Livar, balıkçı teknesinde balıkların taze kalması için alt tarafı denizle ilgili tahta havuz.
-Latince “vivarium” yani akvaryumdan geliyor.
-Kökü, “canlı olmak, yaşamak” fiili olan “vivus”.
-Bu fiilin geçmişi ise Hintavrupa Anadilinde  *gwei- "yaşamak” sözcüğü.
-Bu ana kök bir sürü dile kaynaklık etmiş.

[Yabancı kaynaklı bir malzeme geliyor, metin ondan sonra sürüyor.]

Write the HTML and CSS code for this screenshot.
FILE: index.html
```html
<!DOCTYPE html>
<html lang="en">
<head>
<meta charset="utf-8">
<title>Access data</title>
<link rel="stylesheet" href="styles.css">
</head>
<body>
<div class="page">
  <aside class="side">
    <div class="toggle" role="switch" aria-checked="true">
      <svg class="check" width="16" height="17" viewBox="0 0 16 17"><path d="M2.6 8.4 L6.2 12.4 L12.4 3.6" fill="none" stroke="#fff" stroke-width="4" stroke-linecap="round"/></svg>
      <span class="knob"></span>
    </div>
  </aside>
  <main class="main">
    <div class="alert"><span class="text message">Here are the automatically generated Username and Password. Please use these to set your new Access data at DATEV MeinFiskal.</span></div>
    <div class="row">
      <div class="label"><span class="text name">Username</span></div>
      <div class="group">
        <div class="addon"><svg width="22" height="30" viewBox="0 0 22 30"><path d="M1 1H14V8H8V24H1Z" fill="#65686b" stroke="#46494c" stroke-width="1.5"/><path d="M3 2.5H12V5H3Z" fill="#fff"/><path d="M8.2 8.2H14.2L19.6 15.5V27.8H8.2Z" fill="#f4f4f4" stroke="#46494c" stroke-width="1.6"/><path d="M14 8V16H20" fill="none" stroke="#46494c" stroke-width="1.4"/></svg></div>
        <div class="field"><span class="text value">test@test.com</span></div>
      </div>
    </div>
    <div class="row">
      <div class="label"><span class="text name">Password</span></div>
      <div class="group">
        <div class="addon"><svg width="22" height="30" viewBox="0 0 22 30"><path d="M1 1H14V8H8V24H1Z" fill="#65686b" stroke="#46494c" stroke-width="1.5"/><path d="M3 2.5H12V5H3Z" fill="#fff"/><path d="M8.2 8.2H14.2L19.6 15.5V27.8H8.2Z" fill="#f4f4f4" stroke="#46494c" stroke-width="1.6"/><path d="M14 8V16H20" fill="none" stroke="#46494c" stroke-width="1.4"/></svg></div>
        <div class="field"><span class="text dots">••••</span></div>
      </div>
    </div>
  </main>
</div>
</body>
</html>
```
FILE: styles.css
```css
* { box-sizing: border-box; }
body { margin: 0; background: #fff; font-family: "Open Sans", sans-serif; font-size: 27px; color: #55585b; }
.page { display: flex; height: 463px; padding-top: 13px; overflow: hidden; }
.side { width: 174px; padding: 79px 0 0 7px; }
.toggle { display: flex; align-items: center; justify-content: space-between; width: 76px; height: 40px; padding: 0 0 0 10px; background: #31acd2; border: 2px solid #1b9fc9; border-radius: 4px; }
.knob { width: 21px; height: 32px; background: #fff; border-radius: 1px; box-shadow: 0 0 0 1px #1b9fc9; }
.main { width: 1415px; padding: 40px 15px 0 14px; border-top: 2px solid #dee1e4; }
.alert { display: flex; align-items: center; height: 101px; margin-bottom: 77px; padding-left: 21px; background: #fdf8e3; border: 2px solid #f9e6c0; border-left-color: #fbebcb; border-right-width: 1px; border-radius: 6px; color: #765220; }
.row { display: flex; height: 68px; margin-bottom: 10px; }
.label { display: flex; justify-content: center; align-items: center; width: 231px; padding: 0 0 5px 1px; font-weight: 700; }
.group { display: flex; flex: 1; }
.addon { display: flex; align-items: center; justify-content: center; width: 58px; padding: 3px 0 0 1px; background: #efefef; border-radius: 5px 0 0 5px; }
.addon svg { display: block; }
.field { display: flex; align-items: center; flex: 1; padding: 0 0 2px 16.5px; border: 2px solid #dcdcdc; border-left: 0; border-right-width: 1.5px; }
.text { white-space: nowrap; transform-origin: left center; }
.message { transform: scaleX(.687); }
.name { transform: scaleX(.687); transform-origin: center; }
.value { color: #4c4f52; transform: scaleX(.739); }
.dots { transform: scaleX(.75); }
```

Sanskritçe: jivah "alive, living;" 
Eski Persçe: jivaka- "alive," 
Orta Persçe: zhiwak "alive;" 
Yunanca: bios "one's life, course or way of living, lifetime," zoe "animal life, organic life;" 

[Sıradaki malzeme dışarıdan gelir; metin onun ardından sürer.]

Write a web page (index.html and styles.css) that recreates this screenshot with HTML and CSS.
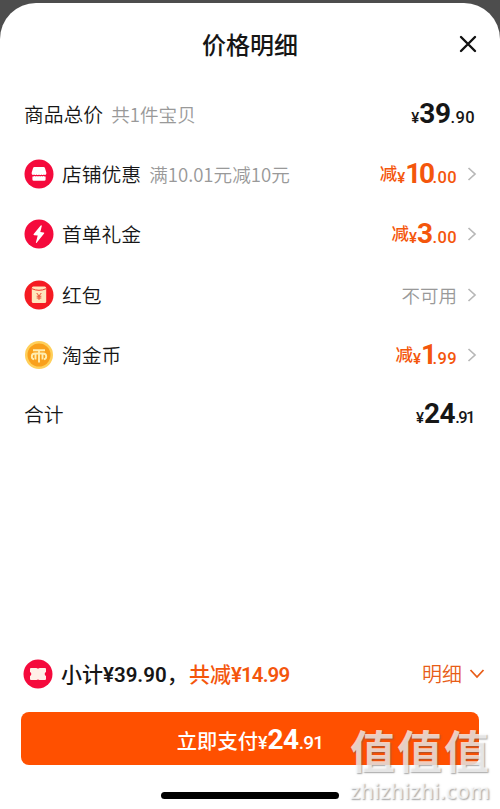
FILE: index.html
```html
<!DOCTYPE html>
<html lang="zh-CN">
<head>
<meta charset="utf-8">
<title>价格明细</title>
<link rel="stylesheet" href="styles.css">
</head>
<body>
<main class="sheet">
  <header class="header">
    <h1 class="title">价格明细</h1>
    <svg class="close" viewBox="0 0 18 18"><path d="M2 2L16 16M16 2L2 16"/></svg>
  </header>
  <section class="rows">
    <div class="row">
      <span class="name">商品总价</span><span class="note">共1件宝贝</span>
      <span class="price plain"><span class="yen">¥</span><span class="whole">39</span><span class="cents">.90</span></span>
    </div>
    <div class="row">
      <svg class="icon" viewBox="0 0 30 30"><circle cx="15" cy="15" r="14.5" fill="#f50a3c"/><path d="M10.500 8h9q1.200 0 1.500 1.200l1.300 4.300v1.500q-1 1.600-2.500.5-1.200 1.100-2.400 0-1.200 1.100-2.400 0-1.200 1.100-2.400 0-1.200 1.100-2.400 0-1.500 1.100-2.500-.5v-1.500l1.300-4.300Q9.300 8 10.500 8z" fill="#fff"/><path d="M8.400 17.500q1.300.3 2.200-.4 1.300.8 2.200 0 1.300.8 2.200 0 1.300.8 2.200 0 1.300.8 2.200 0 .9.700 2.200.4v2.900q0 1.400-1.400 1.400H9.800q-1.400 0-1.400-1.400z" fill="#fff"/></svg>
      <span class="name">店铺优惠</span><span class="note">满10.01元减10元</span>
      <span class="price off"><span class="cut">减</span><span class="yen">¥</span><span class="whole tight">10</span><span class="cents">.00</span></span>
      <svg class="arrow" viewBox="0 0 10 16"><path d="M1.500 2L8 8L1.500 14"/></svg>
    </div>
    <div class="row">
      <svg class="icon" viewBox="0 0 30 30"><circle cx="15" cy="15" r="14.500" fill="#f50a3c"/><path d="M16.700 6.500L9.700 15q-.7 1 .5 1.200l3.500.3-1.800 7q0 .9.800.2l7.400-9.200q.6-1-.5-1.100l-3.300-.3 1.500-6.200q0-1.100-1.100-.4z" fill="#fff"/></svg>
      <span class="name">首单礼金</span>
      <span class="price off"><span class="cut">减</span><span class="yen">¥</span><span class="whole">3</span><span class="cents">.00</span></span>
      <svg class="arrow" viewBox="0 0 10 16"><path d="M1.500 2L8 8L1.500 14"/></svg>
    </div>
    <div class="row">
      <svg class="icon" viewBox="0 0 30 30"><circle cx="15" cy="15" r="14.500" fill="#f51b22"/><rect x="7.800" y="6.500" width="14.400" height="16.500" rx="1.500" fill="#ffe6bd"/><path d="M7.800 8.700q7.200 3.200 14.400 0" fill="none" stroke="#f03a2d" stroke-width="1"/><path d="M12.700 13l2.300 2.900 2.300-2.900M15 15.900v4M12.700 16.200h4.600M12.700 18h4.600" fill="none" stroke="#e94a32" stroke-width="1"/></svg>
      <span class="name">红包</span>
      <span class="unavailable">不可用</span>
      <svg class="arrow" viewBox="0 0 10 16"><path d="M1.500 2L8 8L1.500 14"/></svg>
    </div>
    <div class="row">
      <svg class="icon" viewBox="0 0 30 30"><circle cx="15" cy="15" r="14" fill="#ffcf59"/><circle cx="15" cy="15" r="11.500" fill="#f9a01b"/><path d="M9 10.200h12M15 10v12.500M10 19.300q-2.200-.3-2.200-2.800 0-3 3.200-3h8q3.200 0 3.200 3 0 2.500-2.200 2.800M11.500 14v5.500M18.500 14v5.500" fill="none" stroke="#ffedb0" stroke-width="1.900"/></svg>
      <span class="name">淘金币</span>
      <span class="price off"><span class="cut">减</span><span class="yen">¥</span><span class="whole single">1</span><span class="cents">.99</span></span>
      <svg class="arrow" viewBox="0 0 10 16"><path d="M1.500 2L8 8L1.500 14"/></svg>
    </div>
    <div class="row">
      <span class="name">合计</span>
      <span class="price plain"><span class="yen">¥</span><span class="whole">24</span><span class="cents narrow">.91</span></span>
    </div>
  </section>
  <footer class="footer">
    <div class="summary">
      <svg class="icon" viewBox="0 0 30 30"><circle cx="15" cy="15" r="14.500" fill="#f50a3c"/><path d="M8 9h5.500q1.500 1.200 3 0H22q1 0 1 1v2.900q-1.300.6-1.300 2.100t1.300 2.100V20q0 1-1 1h-5.500q-1.500-1.200-3 0H8q-1 0-1-1v-2.900q1.300-.6 1.300-2.100T7 12.900V10q0-1 1-1z" fill="#fff0e8"/></svg>
      <span class="subtotal">小计<span class="num">¥39.90</span>，</span>
      <span class="saved">共减<span class="num dense">¥14.99</span></span>
      <span class="detail">明细</span>
      <svg class="down" viewBox="0 0 16 12"><path d="M1.500 2L8 9L14.500 2"/></svg>
    </div>
    <button class="pay"><span class="paytext">立即支付</span><span class="yen">¥</span><span class="whole">24</span><span class="cents narrow">.91</span></button>
    <div class="home"></div>
  </footer>
</main>
<div class="watermark"><div class="mark">值值值</div><div class="site">zhizhizhi.com</div></div>
</body>
</html>
```

FILE: styles.css
```css
* { box-sizing: border-box; }
body { margin: 0; height: 809px; padding-top: 3px; overflow: hidden; background: #4d4d4d; font-family: "Noto Sans CJK SC", sans-serif; color: #161616; }
.sheet { height: 806px; display: flex; flex-direction: column; background: #fff; border-radius: 36px 36px 0 0; }
.header { height: 81px; display: grid; grid-template-columns: 1fr auto 1fr; align-items: center; padding: 0 23px; }
.title { grid-column: 2; margin: 0; font-size: 24px; line-height: 36px; font-weight: 500; }
.close { width: 18px; height: 18px; justify-self: end; fill: none; stroke: #111; stroke-width: 2.4; stroke-linecap: round; }
.rows { padding: 0 24px; }
.row { height: 60.200px; display: flex; align-items: center; white-space: nowrap; }
.row:last-child { height: 59px; }
.icon { width: 30px; height: 30px; flex: none; margin-right: 8px; }
.name { font-size: 19.800px; line-height: 30px; font-weight: 350; }
.note { margin-left: 8px; font-size: 18.600px; line-height: 30px; font-weight: 350; color: #999; }
.price { margin-left: auto; height: 30px; display: flex; align-items: baseline; font-family: Roboto, "Noto Sans CJK SC", sans-serif; font-weight: 700; line-height: 30px; }
.plain { margin-right: 1px; }
.off { color: #f4560c; }
.cut { align-self: flex-start; font-size: 17.500px; line-height: 31px; font-weight: 500; }
.yen { font-size: 15px; font-weight: 500; }
.whole { font-size: 28px; letter-spacing: -.5px; }
.tight { letter-spacing: -2.500px; }
.single { letter-spacing: -4.500px; }
.cents { font-size: 16.500px; font-weight: 500; letter-spacing: .4px; }
.narrow { letter-spacing: -.8px; }
.plain .narrow { margin-right: 1px; letter-spacing: -1.500px; }
.arrow { width: 10px; height: 16px; margin-left: 10px; margin-right: -1px; fill: none; stroke: #b8b8b8; stroke-width: 1.700; }
.unavailable { margin-left: auto; font-size: 18.500px; line-height: 30px; font-weight: 350; color: #999; }
.footer { margin-top: auto; }
.summary { height: 60px; display: flex; align-items: center; padding: 0 15px 0 23px; white-space: nowrap; font-size: 21px; line-height: 30px; font-weight: 500; }
.num { font-family: Roboto, sans-serif; font-size: 20.500px; font-weight: 600; }
.dense { letter-spacing: -.9px; }
.subtotal { width: 128px; }
.saved { color: #f4560c; }
.detail { margin-left: auto; font-size: 20px; font-weight: 350; color: #e85d18; }
.down { width: 16px; height: 12px; margin-left: 7px; fill: none; stroke: #e85d18; stroke-width: 1.800; }
.pay { width: 458px; height: 53px; display: flex; align-items: baseline; justify-content: center; margin: 8px 0 27px 21px; padding: 0; border: 0; border-radius: 8px; background: #ff5000; color: #fff; font-family: Roboto, "Noto Sans CJK SC", sans-serif; font-weight: 700; line-height: 55px; }
.paytext { font-family: "Noto Sans CJK SC", sans-serif; font-size: 20.300px; font-weight: 500; }
.pay .yen { font-size: 18px; }
.pay .cents { font-size: 19px; }
.home { width: 178px; height: 7px; margin: 0 auto 10px; border-radius: 4px; background: #000; }
.watermark { position: absolute; left: 350px; top: 725px; width: 145px; color: rgba(255,255,255,.72); text-shadow: 1px 1px 1.500px rgba(90,90,90,.55); white-space: nowrap; }
.mark { font-size: 45px; line-height: 50px; letter-spacing: 2px; font-weight: 700; }
.site { margin-top: 3px; font-family: "Open Sans", sans-serif; font-size: 21.500px; line-height: 26px; font-weight: 600; }
```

Eski İngilizce: cwic, cwicu "living, alive;" 
Latince: vivus "living, alive," vita "life;" 
Eski Kilise Slavcası: zivo "to live;" 
Litvanca : gyvas "living, alive," gyvata "(eternal) life;" 
Eski İrlandaca: Irish bethu "life," bith "age;" 
Galce: byd "world."
Yani “Viva Zapata!” bu sözcükle ilgili.
Sanırım “Zito!” ünlemi de Yunancaya Slavcadan gelmiş.